------------------------------------------------------------------------------
NVIDIA CUDA Profiler Tools Interface (CUPTI)
Release Notes
CUDA Toolkit 5.5
------------------------------------------------------------------------------

FILES IN THE RELEASE:
--------------------
* <cupti_dir>/include  : Contains CUPTI header files

* <cupti_dir>/lib*     : Contains CUPTI library

* <cupti_dir>/sample   : Contains samples showing use of the CUPTI APIs

* <cupti_dir>/doc      : Contains the CUPTI release notes


SUPPORTED DISTRIBUTIONS
-----------------------
CUPTI is supported on all platforms for which CUDA Toolkit is supported.


SYSTEM REQUIREMENTS
-------------------
. CUDA-enabled GPU

. NVIDIA Display Driver

. NVIDIA CUDA Toolkit


COMPILING AND RUNNING CUPTI SAMPLES
----------------------------------- 
On Windows, the compiling and running CUPTI samples using the included
Makefiles requires the Cygwin environment.

To compile:
 > cd <cupti_dir>/sample/<sample>
 > make

To run the sample:
 > make run


INCOMPATIBLE CHANGES FROM CUPTI 4.0
-----------------------------------
A number of non-backward compatible API changes are made in 4.1. These
changes require minor source modifications to existing code compiled
against CUPTI 4.0. In addition, some previously incorrect and
undefined behavior is now prevented by improved error checking. Your
code may need to be modified to handle these new error cases.

- Multiple CUPTI subscribers are not allowed. In 4.0, cuptiSubscribe()
  could be used to enable multiple subscriber callback functions to be
  active at the same time. When multiple callback functions were
  subscribed, invocation of those callbacks did not respect the domain
  registration for those callback functions. In 4.1 and later,
  cuptiSubscribe() returns CUPTI_ERROR_MAX_LIMIT_REACHED if there is
  already an active subscriber.

- The CUpti_EventID values for tesla devices have changed in 4.1 to
  make all CUpti_EventID values unique across all devices. Going
  forward CUpti_EventID values will be added for new devices and
  events, but existing values will not be changed. If your application
  has stored CUpti_EventID values (for example, as part of the data
  collected for a profiling session), those CUpti_EventIDs must be
  translated to the new ID values before being used in 4.1 and later
  APIs.

- In enumeration CUpti_EventDomainAttribute,
  CUPTI_EVENT_DOMAIN_MAX_EVENTS has been removed. The number of events
  in an event domain can be retrieved with
  cuptiEventDomainGetNumEvents().

- cuptiDeviceGetAttribute(), cuptiEventGroupGetAttribute() and
  cuptiEventGroupSetAttribute() now take a size parameter and the
  'value' parameter now has type 'void *'.

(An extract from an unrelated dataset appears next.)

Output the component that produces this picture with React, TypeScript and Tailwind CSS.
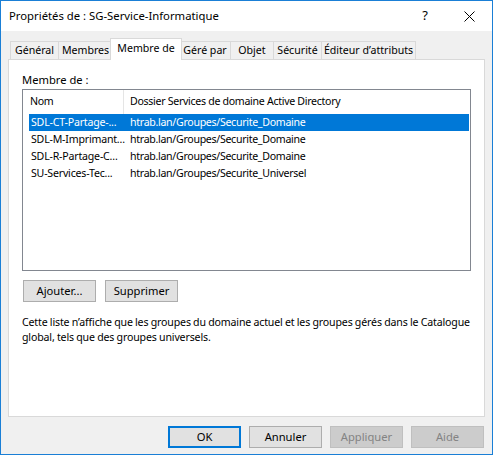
import React, { useState } from 'react'

// tab label, box width, left offset (tabs overlap by their borders)
const tabs = [
    { label: 'Général', w: 'w-[49px]', ml: '' },
    { label: 'Membres', w: 'w-[55px]', ml: '-ml-[1px]' },
    { label: 'Membre de', w: 'w-[72px]', ml: '-ml-[3px]' },
    { label: 'Géré par', w: 'w-[52px]', ml: '-ml-[3px]' },
    { label: 'Objet', w: 'w-[44px]', ml: '-ml-[1px]' },
    { label: 'Sécurité', w: 'w-[49px]', ml: '-ml-[1px]' },
    { label: 'Éditeur d’attributs', w: 'w-[95px]', ml: '-ml-[1px]' },
]

const groups = [
    { name: 'SDL-CT-Partage-...', folder: 'htrab.lan/Groupes/Securite_Domaine' },
    { name: 'SDL-M-Imprimant...', folder: 'htrab.lan/Groupes/Securite_Domaine' },
    { name: 'SDL-R-Partage-C...', folder: 'htrab.lan/Groupes/Securite_Domaine' },
    { name: 'SU-Services-Tec...', folder: 'htrab.lan/Groupes/Securite_Universel' },
]

const Button = ({ label, primary = false, disabled = false }) => (
    <button
        disabled={disabled}
        className={`h-[22px] w-[73px] flex items-center justify-center border ${
            primary ? 'border-[#0078d7] shadow-[inset_0_0_0_1px_#0078d7]' : disabled ? 'border-[#bfbfbf]' : 'border-[#adadad]'
        } ${disabled ? 'bg-[#cccccc] text-[#838383]' : 'bg-[#e1e1e1] text-black'}`}
    >
        {label}
    </button>
)

export default function App() {
    const [active, setActive] = useState(2)
    const [selected, setSelected] = useState(0)

    return (
        <div
            className="w-[493px] h-[455px] flex flex-col border border-[#1a7fd6] bg-[#f0f0f0] text-[11.2px] text-black select-none"
            style={{ fontFamily: '"Noto Sans", "Segoe UI", sans-serif' }}
        >
            {/* title bar */}
            <div className="h-[30px] bg-white flex items-center pl-[8px]">
                <span className="flex-1 pt-[1px] text-[11.3px]">Propriétés de : SG-Service-Informatique</span>
                <span className="w-[46px] text-center text-[13px] pl-[4px]">?</span>
                <span className="w-[46px] flex justify-center">
                    <svg width="11" height="11" viewBox="0 0 11 11">
                        <path d="M0.5 0.5 L10.5 10.5 M10.5 0.5 L0.5 10.5" stroke="#000" strokeWidth="1" />
                    </svg>
                </span>
            </div>

            <div className="flex-1 flex flex-col px-[7px] pt-[7px]">
                {/* tab strip */}
                <div className="flex items-end h-[21px] pl-[2px] relative z-10 text-[10.6px]">
                    {tabs.map((t, i) =>
                        i === active ? (
                            <div
                                key={t.label}
                                onClick={() => setActive(i)}
                                className={`${t.w} ${t.ml} h-[22px] -mb-[1px] pt-[2px] bg-white border border-b-0 border-[#d9d9d9] flex justify-center items-start whitespace-nowrap relative z-10`}
                            >
                                {t.label}
                            </div>
                        ) : (
                            <div
                                key={t.label}
                                onClick={() => setActive(i)}
                                className={`${t.w} ${t.ml} h-[18px] bg-[#f0f0f0] border border-b-0 border-[#d9d9d9] flex justify-center items-center whitespace-nowrap`}
                            >
                                {t.label}
                            </div>
                        )
                    )}
                </div>

                {/* panel */}
                <div className="h-[358px] bg-white border border-[#d9d9d9] px-[13px] pt-[12px] flex flex-col">
                    <div className="leading-[15px]">Membre de :</div>

                    <div className="mt-[2px] h-[182px] border border-[#828790] flex flex-col text-[10.6px] tracking-[-0.3px]">
                        <div className="h-[24px] flex items-center">
                            <div className="w-[100px] pl-[7px] h-full flex items-center">Nom</div>
                            <div className="h-full border-l border-[#e5e5e5] pl-[6px] flex items-center whitespace-nowrap">
                                Dossier Services de domaine Active Directory
                            </div>
                        </div>
                        <div className="pl-[6px] pr-[1px]">
                            {groups.map((g, i) => (
                                <div
                                    key={i}
                                    onClick={() => setSelected(i)}
                                    className={`h-[17px] flex items-center ${i === selected ? 'bg-[#0078d7] text-white' : ''}`}
                                >
                                    <div className="w-[94px] pl-[2px] whitespace-nowrap tracking-[-0.2px]">{g.name}</div>
                                    <div className="pl-[7px] whitespace-nowrap">{g.folder}</div>
                                </div>
                            ))}
                        </div>
                    </div>

                    <div className="flex gap-[9px] mt-[9px] pl-[1px]">
                        <Button label="Ajouter..." />
                        <Button label="Supprimer" />
                    </div>

                    <p className="mt-[13px] leading-[15px] whitespace-nowrap text-[10.6px] tracking-[-0.15px] [word-spacing:-0.3px]">
                        Cette liste n’affiche que les groupes du domaine actuel et les groupes gérés dans le Catalogue
                        <br />
                        global, tels que des groupes universels.
                    </p>
                </div>

                {/* dialog buttons */}
                <div className="flex justify-end gap-[8px] mt-[9px] pr-[1px]">
                    <Button label="OK" primary />
                    <Button label="Annuler" />
                    <Button label="Appliquer" disabled />
                    <Button label="Aide" disabled />
                </div>
            </div>
        </div>
    )
}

- cuptiEventDomainGetAttribute() no longer takes a CUdevice
  parameter. This function is now used to get event domain attributes
  that are device independent. A new function
  cuptiDeviceGetEventDomainAttribute() is added to get event domain
  attributes that are device dependent.

- cuptiEventDomainGetNumEvents(), cuptiEventDomainEnumEvents() and
  cuptiEventGetAttribute() no longer take a CUdevice parameter.

- The contextUid field of the CUpti_CallbackData structure has been
  changed from type uint64_t to type uint32_t.


KNOWN ISSUES
------------

- CUPTI activity record collection must be initialized before any CUDA
  function is invoked. If not, activity collection may be incomplete
  or entirely disabled. Make sure that some CUPTI activity API (such
  as cuptiActivityEnable()) is called before the first CUDA driver or
  runtime function.

- The activity API functions cuptiActivityEnqueueBuffer() and
  cuptiActivityDequeueBuffer() are deprecated and will be removed in a
  future release. The new asynchronous API implemented by
  cuptiActivityRegisterCallbacks(), cuptiActivityFlush(), and
  cuptiActivityFlushAll() should be adopted. See the CUPTI
  documentation for details.